Written problem> Copy out every line that contains "full".

Supplied material>

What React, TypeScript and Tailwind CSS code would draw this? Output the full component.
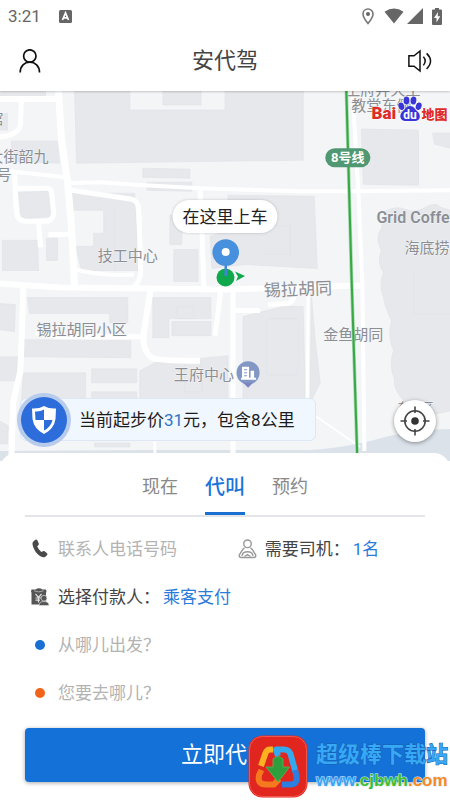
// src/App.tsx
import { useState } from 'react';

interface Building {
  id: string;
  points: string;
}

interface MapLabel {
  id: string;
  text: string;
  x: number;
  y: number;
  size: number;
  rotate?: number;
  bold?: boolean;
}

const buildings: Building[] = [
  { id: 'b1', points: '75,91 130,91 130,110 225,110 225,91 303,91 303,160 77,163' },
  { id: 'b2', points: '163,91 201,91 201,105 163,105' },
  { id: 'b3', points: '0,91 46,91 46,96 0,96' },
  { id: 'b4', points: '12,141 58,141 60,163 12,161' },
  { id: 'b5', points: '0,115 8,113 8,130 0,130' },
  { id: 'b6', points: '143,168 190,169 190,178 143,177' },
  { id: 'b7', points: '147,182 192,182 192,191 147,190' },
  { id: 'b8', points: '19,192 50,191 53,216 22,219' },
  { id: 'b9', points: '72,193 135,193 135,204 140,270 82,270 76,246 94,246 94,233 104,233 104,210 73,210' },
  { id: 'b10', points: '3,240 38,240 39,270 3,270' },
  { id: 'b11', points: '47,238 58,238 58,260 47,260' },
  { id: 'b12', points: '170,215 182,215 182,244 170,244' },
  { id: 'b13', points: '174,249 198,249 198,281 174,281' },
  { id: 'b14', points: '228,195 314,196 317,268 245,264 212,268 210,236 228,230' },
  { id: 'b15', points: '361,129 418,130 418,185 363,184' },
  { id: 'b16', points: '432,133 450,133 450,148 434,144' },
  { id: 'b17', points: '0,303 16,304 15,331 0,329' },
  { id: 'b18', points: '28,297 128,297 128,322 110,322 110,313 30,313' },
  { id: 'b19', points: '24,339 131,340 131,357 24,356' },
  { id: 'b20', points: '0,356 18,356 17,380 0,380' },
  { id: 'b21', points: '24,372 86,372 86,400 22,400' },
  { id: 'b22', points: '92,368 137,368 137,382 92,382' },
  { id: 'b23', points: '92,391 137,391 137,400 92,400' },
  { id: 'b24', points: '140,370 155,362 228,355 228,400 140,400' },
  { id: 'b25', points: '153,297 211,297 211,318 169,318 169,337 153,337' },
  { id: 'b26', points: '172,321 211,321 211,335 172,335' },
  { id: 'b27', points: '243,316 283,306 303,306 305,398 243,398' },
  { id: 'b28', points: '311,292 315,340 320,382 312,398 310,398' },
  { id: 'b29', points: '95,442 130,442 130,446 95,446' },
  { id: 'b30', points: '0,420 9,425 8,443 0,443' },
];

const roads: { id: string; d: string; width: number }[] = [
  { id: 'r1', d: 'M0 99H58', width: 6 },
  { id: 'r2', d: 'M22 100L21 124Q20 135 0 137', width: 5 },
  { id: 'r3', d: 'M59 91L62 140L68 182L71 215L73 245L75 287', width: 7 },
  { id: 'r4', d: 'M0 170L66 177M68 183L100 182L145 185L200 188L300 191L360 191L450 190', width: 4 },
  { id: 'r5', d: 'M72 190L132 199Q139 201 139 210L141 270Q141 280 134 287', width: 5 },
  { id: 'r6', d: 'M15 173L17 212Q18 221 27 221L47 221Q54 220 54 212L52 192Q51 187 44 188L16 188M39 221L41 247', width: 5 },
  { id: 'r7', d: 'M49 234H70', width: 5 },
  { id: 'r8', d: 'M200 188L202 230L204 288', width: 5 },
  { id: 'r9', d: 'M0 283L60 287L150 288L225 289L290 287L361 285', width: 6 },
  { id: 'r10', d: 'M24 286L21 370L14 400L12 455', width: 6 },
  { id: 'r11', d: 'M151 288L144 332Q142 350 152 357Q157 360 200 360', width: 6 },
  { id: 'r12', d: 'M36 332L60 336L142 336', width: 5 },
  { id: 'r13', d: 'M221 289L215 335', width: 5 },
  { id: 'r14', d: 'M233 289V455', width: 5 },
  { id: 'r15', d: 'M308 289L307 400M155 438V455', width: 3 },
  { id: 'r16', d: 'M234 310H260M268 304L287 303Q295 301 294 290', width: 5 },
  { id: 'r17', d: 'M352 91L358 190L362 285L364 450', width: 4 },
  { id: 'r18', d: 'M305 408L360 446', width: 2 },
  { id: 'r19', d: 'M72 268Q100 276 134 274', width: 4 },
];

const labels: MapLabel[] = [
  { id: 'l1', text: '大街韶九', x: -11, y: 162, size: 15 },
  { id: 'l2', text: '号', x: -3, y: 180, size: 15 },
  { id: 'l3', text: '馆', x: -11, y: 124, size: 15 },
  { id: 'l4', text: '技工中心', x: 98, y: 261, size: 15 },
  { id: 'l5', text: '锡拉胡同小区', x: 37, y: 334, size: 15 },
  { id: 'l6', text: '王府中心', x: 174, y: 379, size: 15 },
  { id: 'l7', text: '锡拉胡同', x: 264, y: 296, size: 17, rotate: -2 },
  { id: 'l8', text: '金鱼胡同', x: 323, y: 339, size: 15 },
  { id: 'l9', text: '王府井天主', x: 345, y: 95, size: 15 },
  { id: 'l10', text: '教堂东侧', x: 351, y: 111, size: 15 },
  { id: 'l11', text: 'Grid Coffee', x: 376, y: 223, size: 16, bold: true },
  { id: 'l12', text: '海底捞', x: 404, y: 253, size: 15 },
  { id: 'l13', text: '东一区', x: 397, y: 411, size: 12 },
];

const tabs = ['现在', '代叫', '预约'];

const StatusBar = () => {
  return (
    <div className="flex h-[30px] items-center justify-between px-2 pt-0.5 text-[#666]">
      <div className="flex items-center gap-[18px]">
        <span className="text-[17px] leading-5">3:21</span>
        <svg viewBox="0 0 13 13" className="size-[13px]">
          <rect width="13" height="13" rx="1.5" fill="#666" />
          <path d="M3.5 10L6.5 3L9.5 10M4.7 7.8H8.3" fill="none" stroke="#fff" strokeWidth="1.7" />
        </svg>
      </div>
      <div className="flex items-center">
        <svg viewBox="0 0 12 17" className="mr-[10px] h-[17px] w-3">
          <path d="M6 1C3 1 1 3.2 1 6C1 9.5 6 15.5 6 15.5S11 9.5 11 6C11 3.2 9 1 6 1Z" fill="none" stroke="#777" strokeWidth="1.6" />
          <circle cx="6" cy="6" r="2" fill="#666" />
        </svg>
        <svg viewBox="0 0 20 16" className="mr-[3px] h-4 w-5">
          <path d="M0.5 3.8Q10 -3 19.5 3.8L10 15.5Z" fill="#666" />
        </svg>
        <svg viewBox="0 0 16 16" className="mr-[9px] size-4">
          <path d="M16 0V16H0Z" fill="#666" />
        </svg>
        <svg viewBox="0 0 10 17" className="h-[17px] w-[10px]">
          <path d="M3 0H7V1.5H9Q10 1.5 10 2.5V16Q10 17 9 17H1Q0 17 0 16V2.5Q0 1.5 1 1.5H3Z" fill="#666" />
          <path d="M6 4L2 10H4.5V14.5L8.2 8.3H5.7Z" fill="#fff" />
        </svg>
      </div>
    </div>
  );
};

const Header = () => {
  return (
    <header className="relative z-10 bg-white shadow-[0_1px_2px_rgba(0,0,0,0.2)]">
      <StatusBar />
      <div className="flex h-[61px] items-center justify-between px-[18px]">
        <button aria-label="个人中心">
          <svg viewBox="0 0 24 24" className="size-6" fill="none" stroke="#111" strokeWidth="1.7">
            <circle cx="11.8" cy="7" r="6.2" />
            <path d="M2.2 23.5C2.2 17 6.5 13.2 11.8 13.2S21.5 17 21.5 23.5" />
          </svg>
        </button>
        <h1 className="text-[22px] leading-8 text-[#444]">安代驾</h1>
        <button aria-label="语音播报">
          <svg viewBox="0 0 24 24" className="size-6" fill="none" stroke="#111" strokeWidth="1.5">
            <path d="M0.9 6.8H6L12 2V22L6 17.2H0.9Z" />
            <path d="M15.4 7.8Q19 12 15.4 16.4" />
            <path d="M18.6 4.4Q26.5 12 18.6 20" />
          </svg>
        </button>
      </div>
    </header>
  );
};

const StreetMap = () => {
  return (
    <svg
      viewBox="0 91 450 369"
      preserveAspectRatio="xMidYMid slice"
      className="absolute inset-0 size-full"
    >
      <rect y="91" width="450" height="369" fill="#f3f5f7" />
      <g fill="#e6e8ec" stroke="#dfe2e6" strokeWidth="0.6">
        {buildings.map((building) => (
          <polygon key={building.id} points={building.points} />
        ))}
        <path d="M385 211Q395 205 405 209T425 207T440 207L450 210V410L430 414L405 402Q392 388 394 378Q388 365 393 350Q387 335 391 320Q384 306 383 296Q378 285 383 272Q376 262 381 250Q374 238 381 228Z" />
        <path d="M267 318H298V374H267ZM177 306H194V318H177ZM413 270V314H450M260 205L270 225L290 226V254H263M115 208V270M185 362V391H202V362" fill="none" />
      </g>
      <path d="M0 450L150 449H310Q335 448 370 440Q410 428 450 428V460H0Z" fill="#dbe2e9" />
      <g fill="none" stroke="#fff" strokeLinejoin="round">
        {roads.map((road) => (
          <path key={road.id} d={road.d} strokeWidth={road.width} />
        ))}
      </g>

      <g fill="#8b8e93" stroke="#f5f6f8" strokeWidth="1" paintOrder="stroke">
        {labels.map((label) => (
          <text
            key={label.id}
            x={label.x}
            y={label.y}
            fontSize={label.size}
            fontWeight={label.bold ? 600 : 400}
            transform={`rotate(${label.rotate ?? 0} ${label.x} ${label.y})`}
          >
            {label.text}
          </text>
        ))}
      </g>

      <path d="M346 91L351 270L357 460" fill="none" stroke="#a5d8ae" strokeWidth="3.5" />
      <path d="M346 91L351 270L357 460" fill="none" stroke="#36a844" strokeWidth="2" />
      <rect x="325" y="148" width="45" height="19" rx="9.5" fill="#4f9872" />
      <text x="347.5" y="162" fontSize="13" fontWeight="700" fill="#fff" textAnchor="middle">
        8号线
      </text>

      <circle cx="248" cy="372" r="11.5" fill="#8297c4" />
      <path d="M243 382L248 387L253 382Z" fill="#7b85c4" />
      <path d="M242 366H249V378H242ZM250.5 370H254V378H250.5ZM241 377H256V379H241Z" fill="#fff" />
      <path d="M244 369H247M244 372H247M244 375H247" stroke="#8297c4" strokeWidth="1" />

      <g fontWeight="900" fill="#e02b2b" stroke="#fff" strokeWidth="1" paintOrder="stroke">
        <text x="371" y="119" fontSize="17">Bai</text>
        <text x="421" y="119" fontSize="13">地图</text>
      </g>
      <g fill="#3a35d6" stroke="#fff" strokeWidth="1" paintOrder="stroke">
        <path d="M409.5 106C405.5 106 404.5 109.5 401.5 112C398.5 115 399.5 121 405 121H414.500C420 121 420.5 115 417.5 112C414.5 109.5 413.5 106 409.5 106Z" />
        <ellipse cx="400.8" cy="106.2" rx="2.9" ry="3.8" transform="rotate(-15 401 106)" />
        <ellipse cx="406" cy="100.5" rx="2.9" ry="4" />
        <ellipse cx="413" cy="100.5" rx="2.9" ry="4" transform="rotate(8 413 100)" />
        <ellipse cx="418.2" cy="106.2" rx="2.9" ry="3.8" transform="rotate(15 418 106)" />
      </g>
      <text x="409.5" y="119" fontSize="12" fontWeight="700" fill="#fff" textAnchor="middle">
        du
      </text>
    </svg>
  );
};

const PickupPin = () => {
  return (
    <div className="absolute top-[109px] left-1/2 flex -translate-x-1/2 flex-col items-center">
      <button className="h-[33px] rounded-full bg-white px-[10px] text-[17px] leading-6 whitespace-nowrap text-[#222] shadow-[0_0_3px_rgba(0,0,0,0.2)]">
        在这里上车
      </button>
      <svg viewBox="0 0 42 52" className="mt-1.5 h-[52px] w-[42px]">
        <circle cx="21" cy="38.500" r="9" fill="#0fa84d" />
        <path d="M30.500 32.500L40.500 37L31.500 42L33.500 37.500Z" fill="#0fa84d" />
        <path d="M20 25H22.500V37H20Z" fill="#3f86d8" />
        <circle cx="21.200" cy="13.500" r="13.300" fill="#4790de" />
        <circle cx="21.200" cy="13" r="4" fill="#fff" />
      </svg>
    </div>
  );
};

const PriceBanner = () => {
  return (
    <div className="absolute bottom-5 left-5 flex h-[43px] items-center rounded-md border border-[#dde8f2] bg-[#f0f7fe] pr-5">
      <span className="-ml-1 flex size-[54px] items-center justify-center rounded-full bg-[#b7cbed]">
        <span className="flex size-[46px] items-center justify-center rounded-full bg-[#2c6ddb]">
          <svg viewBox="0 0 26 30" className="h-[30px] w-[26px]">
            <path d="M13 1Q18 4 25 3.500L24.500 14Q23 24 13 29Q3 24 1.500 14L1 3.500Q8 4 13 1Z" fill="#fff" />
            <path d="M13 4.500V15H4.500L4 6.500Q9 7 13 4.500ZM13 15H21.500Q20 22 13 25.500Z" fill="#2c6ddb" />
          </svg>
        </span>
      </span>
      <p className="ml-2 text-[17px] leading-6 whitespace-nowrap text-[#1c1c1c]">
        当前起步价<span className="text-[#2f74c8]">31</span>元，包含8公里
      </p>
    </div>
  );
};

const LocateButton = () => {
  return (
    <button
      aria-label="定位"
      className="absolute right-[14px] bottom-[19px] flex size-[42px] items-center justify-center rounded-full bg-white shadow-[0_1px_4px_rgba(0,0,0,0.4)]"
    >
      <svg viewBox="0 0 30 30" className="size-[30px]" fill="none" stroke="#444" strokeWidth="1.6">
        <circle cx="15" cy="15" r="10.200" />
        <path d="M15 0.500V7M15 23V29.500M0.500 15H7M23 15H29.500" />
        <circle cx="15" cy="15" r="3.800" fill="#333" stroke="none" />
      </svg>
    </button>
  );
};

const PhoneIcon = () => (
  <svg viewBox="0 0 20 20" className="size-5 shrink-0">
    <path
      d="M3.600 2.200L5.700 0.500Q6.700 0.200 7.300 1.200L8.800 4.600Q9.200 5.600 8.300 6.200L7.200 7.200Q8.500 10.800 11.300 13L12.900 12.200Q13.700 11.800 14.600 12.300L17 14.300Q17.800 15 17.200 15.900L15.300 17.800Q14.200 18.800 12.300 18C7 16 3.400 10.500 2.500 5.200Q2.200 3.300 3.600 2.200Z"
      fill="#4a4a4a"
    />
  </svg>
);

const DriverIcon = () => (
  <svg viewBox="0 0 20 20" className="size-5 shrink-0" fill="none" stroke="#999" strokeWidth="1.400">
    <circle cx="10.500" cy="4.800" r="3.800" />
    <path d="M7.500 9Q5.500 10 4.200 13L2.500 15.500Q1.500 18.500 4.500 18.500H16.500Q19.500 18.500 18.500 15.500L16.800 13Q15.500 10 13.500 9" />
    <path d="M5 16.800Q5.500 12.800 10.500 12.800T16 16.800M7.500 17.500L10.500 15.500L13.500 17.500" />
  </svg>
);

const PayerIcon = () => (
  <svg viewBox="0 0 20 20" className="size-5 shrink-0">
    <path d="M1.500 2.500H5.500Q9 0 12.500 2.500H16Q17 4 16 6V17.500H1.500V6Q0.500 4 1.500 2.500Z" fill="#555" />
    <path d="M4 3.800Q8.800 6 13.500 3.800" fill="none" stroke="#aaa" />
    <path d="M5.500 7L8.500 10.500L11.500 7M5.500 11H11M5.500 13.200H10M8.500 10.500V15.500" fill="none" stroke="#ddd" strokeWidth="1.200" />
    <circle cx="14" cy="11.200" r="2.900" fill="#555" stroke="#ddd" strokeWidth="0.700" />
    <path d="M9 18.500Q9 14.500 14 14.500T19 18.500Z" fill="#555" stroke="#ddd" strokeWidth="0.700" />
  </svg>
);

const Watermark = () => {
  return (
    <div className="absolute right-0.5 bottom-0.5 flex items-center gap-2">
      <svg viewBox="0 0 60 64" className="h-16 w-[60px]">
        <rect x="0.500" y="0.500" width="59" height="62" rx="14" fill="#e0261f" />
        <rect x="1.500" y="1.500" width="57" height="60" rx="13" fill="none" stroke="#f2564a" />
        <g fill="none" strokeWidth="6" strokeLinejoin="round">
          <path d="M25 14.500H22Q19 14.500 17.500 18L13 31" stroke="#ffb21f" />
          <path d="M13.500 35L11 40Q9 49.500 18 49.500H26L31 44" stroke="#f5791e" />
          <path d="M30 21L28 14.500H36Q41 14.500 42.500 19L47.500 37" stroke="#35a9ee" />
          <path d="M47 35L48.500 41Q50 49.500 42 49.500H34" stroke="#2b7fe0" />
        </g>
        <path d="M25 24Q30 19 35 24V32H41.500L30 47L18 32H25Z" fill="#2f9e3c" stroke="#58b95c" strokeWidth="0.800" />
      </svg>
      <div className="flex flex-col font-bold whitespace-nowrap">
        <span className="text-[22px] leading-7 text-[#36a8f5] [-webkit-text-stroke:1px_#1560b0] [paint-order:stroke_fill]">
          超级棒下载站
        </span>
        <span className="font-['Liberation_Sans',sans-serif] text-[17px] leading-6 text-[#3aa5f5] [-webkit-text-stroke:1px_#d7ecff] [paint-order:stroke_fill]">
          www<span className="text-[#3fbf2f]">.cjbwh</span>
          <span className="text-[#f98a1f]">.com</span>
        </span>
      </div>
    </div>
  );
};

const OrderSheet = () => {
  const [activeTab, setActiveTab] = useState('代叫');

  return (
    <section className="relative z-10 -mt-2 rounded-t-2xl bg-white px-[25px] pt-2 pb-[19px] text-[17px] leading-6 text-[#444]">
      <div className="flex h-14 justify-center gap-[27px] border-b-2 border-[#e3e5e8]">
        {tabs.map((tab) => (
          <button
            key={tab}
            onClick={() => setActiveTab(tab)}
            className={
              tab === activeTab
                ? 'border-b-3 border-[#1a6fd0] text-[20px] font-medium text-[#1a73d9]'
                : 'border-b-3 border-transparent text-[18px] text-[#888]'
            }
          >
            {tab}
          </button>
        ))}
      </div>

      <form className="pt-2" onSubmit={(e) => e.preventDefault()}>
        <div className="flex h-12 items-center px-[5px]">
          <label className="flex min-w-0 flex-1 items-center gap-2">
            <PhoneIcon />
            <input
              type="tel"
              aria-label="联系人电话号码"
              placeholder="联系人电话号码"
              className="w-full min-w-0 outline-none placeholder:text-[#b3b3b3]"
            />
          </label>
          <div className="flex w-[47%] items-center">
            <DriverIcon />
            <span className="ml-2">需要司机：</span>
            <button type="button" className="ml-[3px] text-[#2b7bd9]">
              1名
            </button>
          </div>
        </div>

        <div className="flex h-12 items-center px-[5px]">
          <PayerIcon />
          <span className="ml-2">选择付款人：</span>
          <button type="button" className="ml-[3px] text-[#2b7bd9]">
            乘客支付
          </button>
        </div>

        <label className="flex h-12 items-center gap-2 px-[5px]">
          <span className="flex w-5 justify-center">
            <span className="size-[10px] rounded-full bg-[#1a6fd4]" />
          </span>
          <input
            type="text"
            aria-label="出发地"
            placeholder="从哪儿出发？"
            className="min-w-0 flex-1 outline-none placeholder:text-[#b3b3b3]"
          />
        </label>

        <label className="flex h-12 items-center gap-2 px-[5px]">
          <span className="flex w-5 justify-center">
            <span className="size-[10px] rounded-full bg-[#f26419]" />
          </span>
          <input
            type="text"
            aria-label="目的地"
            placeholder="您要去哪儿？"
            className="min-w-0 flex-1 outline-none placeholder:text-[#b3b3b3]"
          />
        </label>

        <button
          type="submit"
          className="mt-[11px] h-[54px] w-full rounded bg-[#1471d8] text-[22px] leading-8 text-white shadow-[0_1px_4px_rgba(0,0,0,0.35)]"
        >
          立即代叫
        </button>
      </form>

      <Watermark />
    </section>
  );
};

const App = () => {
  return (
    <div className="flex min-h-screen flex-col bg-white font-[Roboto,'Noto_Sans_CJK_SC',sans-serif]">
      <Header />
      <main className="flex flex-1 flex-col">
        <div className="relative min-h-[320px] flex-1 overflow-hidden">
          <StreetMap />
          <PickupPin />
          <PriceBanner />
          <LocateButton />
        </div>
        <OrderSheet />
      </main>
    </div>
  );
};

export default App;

Output below>
What React, TypeScript and Tailwind CSS code would draw this? Output the full component.
      className="absolute inset-0 size-full"
      <button className="h-[33px] rounded-full bg-white px-[10px] text-[17px] leading-6 whitespace-nowrap text-[#222] shadow-[0_0_3px_rgba(0,0,0,0.2)]">
      <span className="-ml-1 flex size-[54px] items-center justify-center rounded-full bg-[#b7cbed]">
        <span className="flex size-[46px] items-center justify-center rounded-full bg-[#2c6ddb]">
      className="absolute right-[14px] bottom-[19px] flex size-[42px] items-center justify-center rounded-full bg-white shadow-[0_1px_4px_rgba(0,0,0,0.4)]"
              className="w-full min-w-0 outline-none placeholder:text-[#b3b3b3]"
            <span className="size-[10px] rounded-full bg-[#1a6fd4]" />
            <span className="size-[10px] rounded-full bg-[#f26419]" />
          className="mt-[11px] h-[54px] w-full rounded bg-[#1471d8] text-[22px] leading-8 text-white shadow-[0_1px_4px_rgba(0,0,0,0.35)]"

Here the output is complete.